The Court reflected on the fact that the policies at issue here, variable universal life insurance policies with a stated no lapse guarantee period, did not exist when many of the prior court cases were decided and when the regulations were promulgated, and that there are many different types of insurance today that did not exist in the past. Further, if the taxpayers had been successful in the investments made with the cash inside the policies, a far different result would have been obtained and the policies would have had a large positive cash surrender value, which would have then been subject to tax on distribution.
Insurance policies can be put together in a myriad of ways. For example, the policy can be structured to grow the cash value or to keep the cash value low or negligible, or it can be structured to keep the death benefit constant or to grow the death benefit.
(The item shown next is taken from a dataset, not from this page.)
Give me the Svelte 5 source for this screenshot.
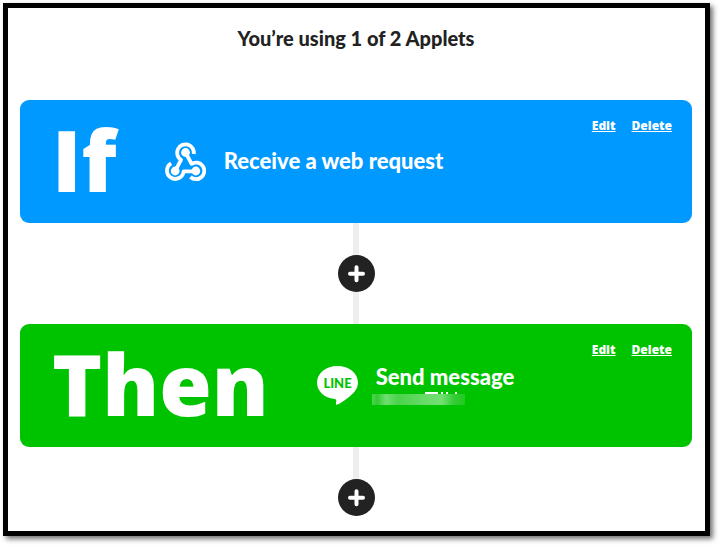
<script lang="ts">
	type Step = {
		label: string;
		service: 'webhook' | 'line';
		title: string;
		masked: boolean;
	};

	const used = 1;
	const limit = 2;

	const steps: Step[] = [
		{ label: 'If', service: 'webhook', title: 'Receive a web request', masked: false },
		{ label: 'Then', service: 'line', title: 'Send message', masked: true }
	];
</script>

<main class="frame">
	<h1>You’re using {used} of {limit} Applets</h1>

	{#each steps as step}
		<section class="card {step.service}">
			<h2>{step.label}</h2>

			{#if step.service === 'webhook'}
				<svg class="icon" viewBox="4 5 41 41" aria-hidden="true">
					<g fill="none" stroke="#fff" stroke-width="3.8" stroke-linejoin="round">
						<path d="M32.8 18A8.4 8.4 0 1 0 20 23.8L14.2 35" />
						<path d="M24.5 16.5L30.6 27.8A8.3 8.3 0 1 1 29.4 41" />
						<path d="M10.2 27.4A8.3 8.3 0 1 0 22.6 35.3H35" />
					</g>
					<g fill="#fff">
						<circle cx="24.5" cy="16.5" r="4.4" />
						<circle cx="14.2" cy="35" r="4.4" />
						<circle cx="34.8" cy="35" r="4.4" />
					</g>
				</svg>
			{:else}
				<svg class="icon" viewBox="0 0 41 41" aria-hidden="true">
					<path
						d="M20.5 1C32 1 41 8.3 41 17.5C41 24.5 35.5 29.5 30 33.5C26.5 36.2 22.5 38.8 20.5 39.6C18.5 40.3 19 38.5 19.2 37C19.4 35.3 19.2 34.3 17.5 34C7.5 33 0 26.3 0 17.5C0 8.3 9 1 20.5 1Z"
						fill="#fff"
					/>
					<text x="20.5" y="23" text-anchor="middle">LINE</text>
				</svg>
			{/if}

			<div class="detail">
				<h3>{step.title}</h3>
				{#if step.masked}
					<svg class="mask" viewBox="0 0 93 13" aria-hidden="true">
						<defs>
							<linearGradient id="veil">
								<stop offset="0" stop-color="#4fd34f" />
								<stop offset="0.06" stop-color="#33cc33" />
								<stop offset="0.15" stop-color="#6fdf6f" />
								<stop offset="0.28" stop-color="#4ad34a" />
								<stop offset="0.55" stop-color="#66da66" />
								<stop offset="0.75" stop-color="#72e072" />
								<stop offset="0.88" stop-color="#33cd33" />
								<stop offset="1" stop-color="#22c922" />
							</linearGradient>
						</defs>
						<rect y="2" width="93" height="11" fill="url(#veil)" />
						<path d="M53 1H66M69 1H71M74 1H76M83 1H85" stroke="#fff" stroke-width="2" />
					</svg>
				{/if}
			</div>

			<nav>
				<a href="#edit">Edit</a>
				<a href="#delete">Delete</a>
			</nav>
		</section>

		<div class="connector">
			<button type="button" aria-label="Add a step">
				<svg viewBox="0 0 37 37" aria-hidden="true">
					<path d="M18.5 12.2V25.2M12 18.7H25" />
				</svg>
			</button>
		</div>
	{/each}
</main>

<style>
	:global(body) {
		margin: 0;
		background: #fff;
		font-family: Lato, 'Open Sans', sans-serif;
	}

	.frame {
		margin: 3px 10px 10px 3px;
		padding: 0 13px 15px 12px;
		border: 5px solid #000;
		background: #fff;
		box-shadow: 3px 3px 5px rgb(0 0 0 / 0.55);
	}

	h1,
	h2,
	h3 {
		margin: 0;
	}

	h1 {
		padding: 18px 0 50px;
		font-size: 20px;
		font-weight: 900;
		line-height: 24px;
		text-align: center;
		color: #222;
	}

	.card {
		display: flex;
		align-items: center;
		box-sizing: border-box;
		min-height: 123px;
		padding: 0 20px 0 32px;
		border-radius: 9px;
		color: #fff;
	}

	.webhook {
		background: #0099ff;
	}

	.line {
		background: #00c300;
	}

	h2 {
		padding-bottom: 6px;
		font-family: 'Open Sans', sans-serif;
		font-size: 85px;
		font-weight: 800;
		line-height: 112px;
	}

	.icon {
		flex: none;
		width: 41px;
		height: 41px;
		margin: 0 18px 0 48px;
	}

	.icon text {
		font-size: 13px;
		font-weight: 900;
		fill: #00c300;
	}

	.detail {
		padding-bottom: 2px;
	}

	h3 {
		font-size: 22px;
		font-weight: 900;
		line-height: 26px;
	}

	.mask {
		display: block;
		width: 93px;
		height: 13px;
		margin: 2px 0 0 -4px;
	}

	nav {
		display: flex;
		gap: 16px;
		align-self: flex-start;
		margin-left: auto;
		padding-top: 18px;
	}

	a {
		font-family: 'Open Sans', sans-serif;
		font-size: 12px;
		font-weight: 800;
		line-height: 16px;
		color: inherit;
	}

	.connector {
		display: flex;
		justify-content: center;
		padding: 32px 0;
		background: linear-gradient(#eee, #eee) center / 6px 100% no-repeat;
	}

	.connector:last-child {
		padding-bottom: 0;
	}

	button {
		width: 37px;
		height: 37px;
		padding: 0;
		border: 0;
		border-radius: 50%;
		background: #222;
		cursor: pointer;
	}

	button svg {
		display: block;
	}

	button path {
		fill: none;
		stroke: #fff;
		stroke-width: 4;
		stroke-linecap: round;
	}
</style>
Just as there are many ways that a policy can be constructed, there are also various valuation methods for valuing a policy, each of which can vary drastically from another. For example, the value of a policy can be based on cash surrender value, cash value, Table 2001 value, the insurance company’s reserve value (which itself can vary drastically from company to company), the interpolated terminal reserve value, life settlement value, with the valuation method depending in part on how the policy is structured.
While this case does not provide the taxpayer with an easy rule of thumb for valuing life insurance policies, this case does remind us that because of the many ways a policy can be structured, there is no single method for valuing life insurance policies. Whenever the value of a life insurance policy is important in a transaction, it is imperative for the taxpayer to determine the value prior to the transaction or at least prior to filing the tax return on which the transaction is reported. While this can be done through the insurance company, with a Form 712, valuation of the policy should be done informally first before requesting a Form 712 on which the insurance company reports values, in order to have the opportunity to work with the insurance company on determining the method of valuing the policy before the Form 712 is issued.